Thus, the brake effect from the photoconductor drums 22Y, 22M, and 22C is maintained without the force of attraction between the intermediate transfer belt 46 and the photoconductor drums 22Y, 22M, and 22C being weakened. In other words, the rotational load is not reduced.

Consequently, variations in the speed of the intermediate transfer belt 46 are controlled even when a relatively thick recording medium P enters the nip portion N and shock is imparted. Thus, “banding” is controlled without primary transfer (T1K) from the photoconductor drum 22K to the intermediate transfer belt 46 being disrupted.

In the above description, the timing when application of the primary transfer bias to the downstream-most primary transfer roll 30K ends and the timings when application of the primary transfer bias to the other primary transfer rolls 30Y, 30M, and 30C ends are made substantially the same, but the present invention is not limited to this. The timing when application of the primary transfer bias to the other primary transfer rolls 30Y, 30M, and 30C ends may also be earlier or later than the timing when application of the transfer bias to the downstream-most primary transfer roll 30K ends. Further, the timings when application of the primary transfer bias to the primary transfer rolls 30Y, 30M, and 30C ends do not have to be substantially the same (i.e., application of the transfer bias to the primary transfer rolls 30Y, 30M, and 30C may end at separate timings).

What matters is that the primary transfer bias continues to be applied also to the other primary transfer rolls 30Y, 30M, and 30C until the recording medium P enters (when the recording medium P has entered) the nip portion N.
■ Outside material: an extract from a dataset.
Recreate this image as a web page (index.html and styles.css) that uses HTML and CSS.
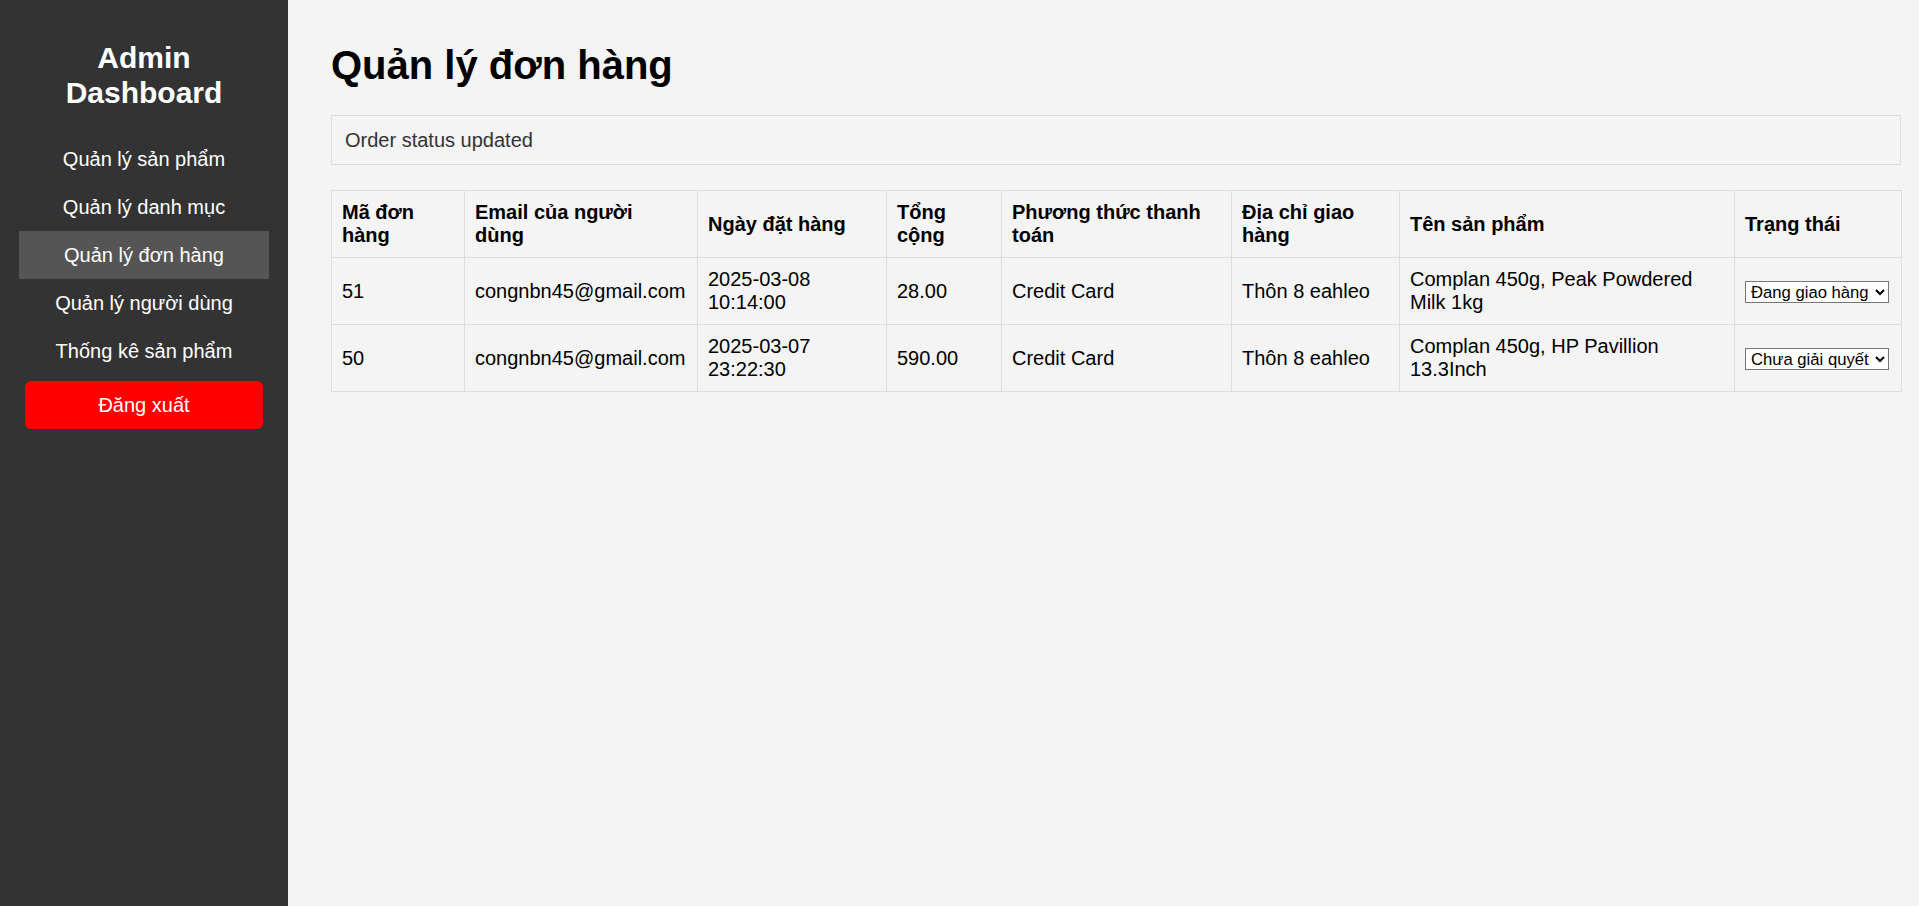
FILE: index.html
```html
<!DOCTYPE html>
<html lang="vi">
<head>
<meta charset="utf-8">
<title>Quản lý đơn hàng</title>
<link rel="stylesheet" href="styles.css">
</head>
<body>
<div class="layout">
  <aside class="sidebar">
    <h2 class="brand">Admin Dashboard</h2>
    <nav class="nav">
      <a class="nav-item" href="#">Quản lý sản phẩm</a>
      <a class="nav-item" href="#">Quản lý danh mục</a>
      <a class="nav-item active" href="#">Quản lý đơn hàng</a>
      <a class="nav-item" href="#">Quản lý người dùng</a>
      <a class="nav-item" href="#">Thống kê sản phẩm</a>
    </nav>
    <button class="logout" type="button">Đăng xuất</button>
  </aside>
  <main class="main">
    <h1 class="page-title">Quản lý đơn hàng</h1>
    <div class="message">Order status updated</div>
    <table class="orders">
      <colgroup>
        <col class="c-id"><col class="c-email"><col class="c-date"><col class="c-total">
        <col class="c-pay"><col class="c-addr"><col class="c-prod"><col class="c-status">
      </colgroup>
      <thead>
        <tr>
          <th>Mã đơn hàng</th>
          <th>Email của người dùng</th>
          <th>Ngày đặt hàng</th>
          <th>Tổng cộng</th>
          <th>Phương thức thanh toán</th>
          <th>Địa chỉ giao hàng</th>
          <th>Tên sản phẩm</th>
          <th>Trạng thái</th>
        </tr>
      </thead>
      <tbody>
        <tr>
          <td>51</td>
          <td>congnbn45@gmail.com</td>
          <td>2025-03-08 10:14:00</td>
          <td>28.00</td>
          <td>Credit Card</td>
          <td>Thôn 8 eahleo</td>
          <td>Complan 450g, Peak Powdered Milk 1kg</td>
          <td>
            <select class="status">
              <option>Chưa giải quyết</option>
              <option selected>Đang giao hàng</option>
              <option>Đã giao hàng</option>
              <option>Đã hủy</option>
            </select>
          </td>
        </tr>
        <tr>
          <td>50</td>
          <td>congnbn45@gmail.com</td>
          <td>2025-03-07 23:22:30</td>
          <td>590.00</td>
          <td>Credit Card</td>
          <td>Thôn 8 eahleo</td>
          <td>Complan 450g, HP Pavillion 13.3Inch</td>
          <td>
            <select class="status">
              <option selected>Chưa giải quyết</option>
              <option>Đang giao hàng</option>
              <option>Đã giao hàng</option>
              <option>Đã hủy</option>
            </select>
          </td>
        </tr>
      </tbody>
    </table>
  </main>
</div>
</body>
</html>
```

FILE: styles.css
```css
* { box-sizing: border-box; }

html, body {
  margin: 0;
  padding: 0;
  height: 100%;
}

body {
  background: #f4f4f4;
  font-family: "Liberation Sans", Arial, sans-serif;
  font-size: 20px;
  color: #000;
}

.layout {
  display: flex;
  min-height: 100vh;
}

.sidebar {
  width: 288px;
  flex: 0 0 288px;
  background: #333333;
  color: #fff;
  padding: 16px 19px;
  display: flex;
  flex-direction: column;
}

.brand {
  margin: 25px 0;
  font-size: 30px;
  font-weight: bold;
  text-align: center;
  line-height: 34.5px;
}

.nav {
  display: flex;
  flex-direction: column;
}

.nav-item {
  display: block;
  color: #fff;
  text-decoration: none;
  text-align: center;
  padding: 12.5px 0;
  line-height: 23px;
}

.nav-item.active {
  background: #555555;
}

.logout {
  display: block;
  width: 238px;
  margin: 6px auto 0;
  padding: 12.5px 0;
  border: none;
  border-radius: 6px;
  background: #ff0000;
  color: #fff;
  font-family: "Liberation Sans", Arial, sans-serif;
  font-size: 20px;
  line-height: 23px;
  cursor: pointer;
}

.main {
  flex: 1;
  padding: 42px 18px 0 43px;
  min-width: 0;
}

.page-title {
  margin: 0 0 27px;
  font-size: 40px;
  line-height: 46px;
  font-weight: bold;
}

.message {
  border: 1px solid #dddddd;
  padding: 13px 13px 12px;
  line-height: 23px;
  color: #333;
  margin-bottom: 25px;
}

.orders {
  width: 100%;
  border-collapse: collapse;
  table-layout: fixed;
}

.c-id { width: 133px; }
.c-email { width: 233px; }
.c-date { width: 189px; }
.c-total { width: 115px; }
.c-pay { width: 230px; }
.c-addr { width: 168px; }
.c-prod { width: 335px; }
.c-status { width: 167px; }

.orders th,
.orders td {
  border: 1px solid #dddddd;
  padding: 10px 10px;
  text-align: left;
  vertical-align: middle;
  line-height: 23px;
}

.orders th {
  font-weight: bold;
}

.status {
  font-family: "Liberation Sans", Arial, sans-serif;
  font-size: 16.67px;
  width: 144px;
  height: 22px;
  padding: 0 0 0 1px;
  border: 1px solid #767676;
  border-radius: 0;
  background: #fff;
  color: #000;
}
```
Moreover, although the primary transfer bias continues to be applied to all of the other primary transfer rolls 30Y, 30M, and 30C until application of the primary transfer bias to the downstream-most primary transfer roll 30K ends, the present invention is not limited to this. It suffices for at least the primary transfer bias to continue to be applied to at least one of the primary transfer rolls 30Y, 30M, and 30C.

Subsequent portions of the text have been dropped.